THE SERMON TO THE NUNS

BEFORE relating the history of the Master’s sermon, it is needful to say a few words without which many might be perplexed and misled. In our days, God, in His wonderful grace and love, has poured out a flood of Gospel light upon His Church, whose history has been so sad and humbling. To us is preached clearly, as perhaps never before since the days of the apostles, the blessed tidings of the work done for lost sinners by the Son of God.

We are told, as the Israelites were told by a sign in the wilderness, that looking up to Jesus, to Him who was made sin for us, to Him who took our place on the cross of judgment, we receive eternal life. We are told that by the work done for us long ago, we are saved from eternal death, from judgment and from sin. We are told that when the sword of the Lord smote the Shepherd, it was the judgment of God upon our sins, and that from the moment we believe in Him, we are stainless, spotless, and holy in the eyes of God.

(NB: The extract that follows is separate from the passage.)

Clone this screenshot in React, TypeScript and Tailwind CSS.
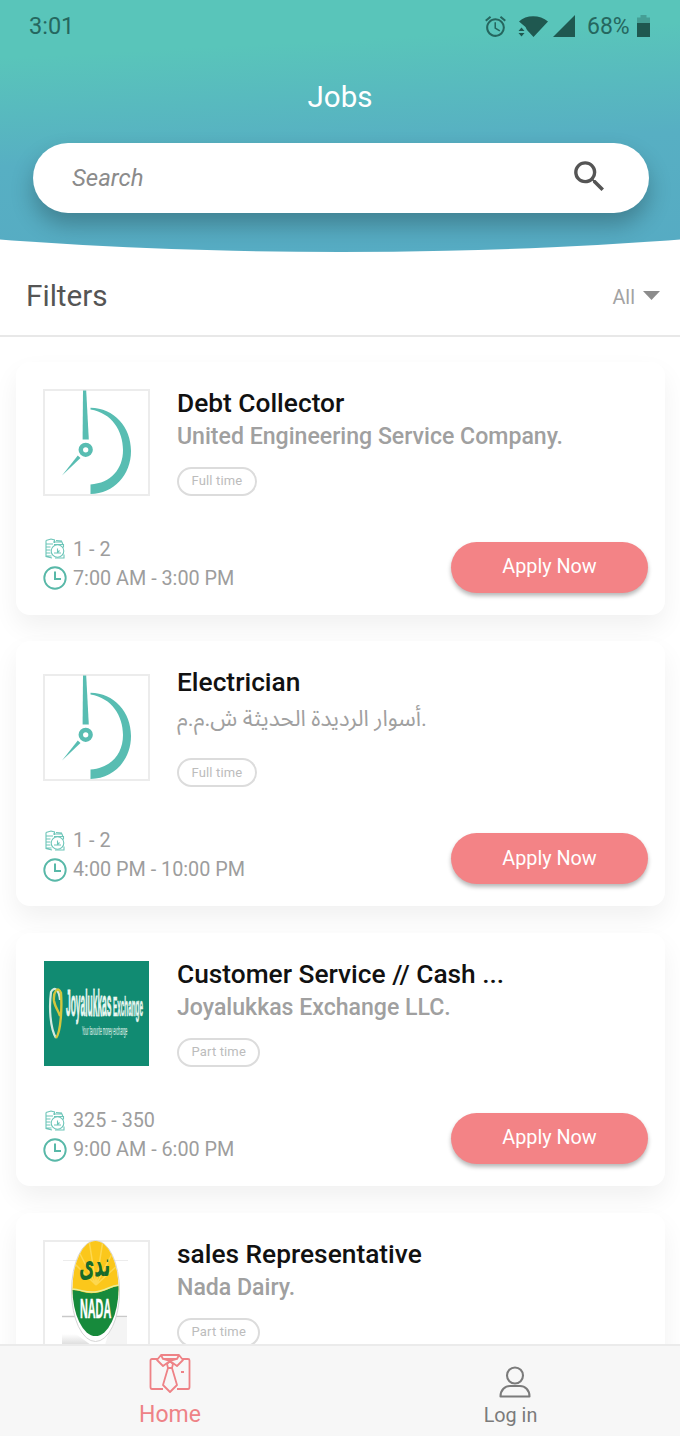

But our forefathers in the days of Dr. Tauler were like men in a dense fog of error and of ignorance. It was not by Gospel teaching, but in spite of evil teaching, that some, we may hope many, saw dimly through the mists and shadows the Saviour who loved them, and who gave Himself for them. They could scarcely have given a truly scriptural answer to any who asked a reason of the hope that was in them, but they knew the Lord as an infant knows its mother, and alas for us! we find that in many a case their love was deeper, and their confidence stronger, than in us their children.

When the Lord spoke to Dr. Tauler on the night which he described to Nicholas, he knew it was the Lord. He knew that a Hand had touched him and had healed him, and now to him all things were made new. For whom had he now in Heaven but Christ, and whom could he desire on earth in comparison with Him? And now that he had seen Him, and heard His voice, he abhorred himself, and repented in dust and ashes. It was not with him as with many now, that his first thought was the joy that he was saved from hell. Rather was it a thought of sorrow, that in the face of such love, such grace, such tenderness, the people of God could be as he saw them all around, and most of all as he saw himself to be.

We know that in Peter’s life was a moment such as this. And to the Master it was at first much more clear that the Lord’s love was unrequited and lightly esteemed, than that by the power and value of the atoning Blood all guilt was once and for ever washed away from the souls of His own beloved people.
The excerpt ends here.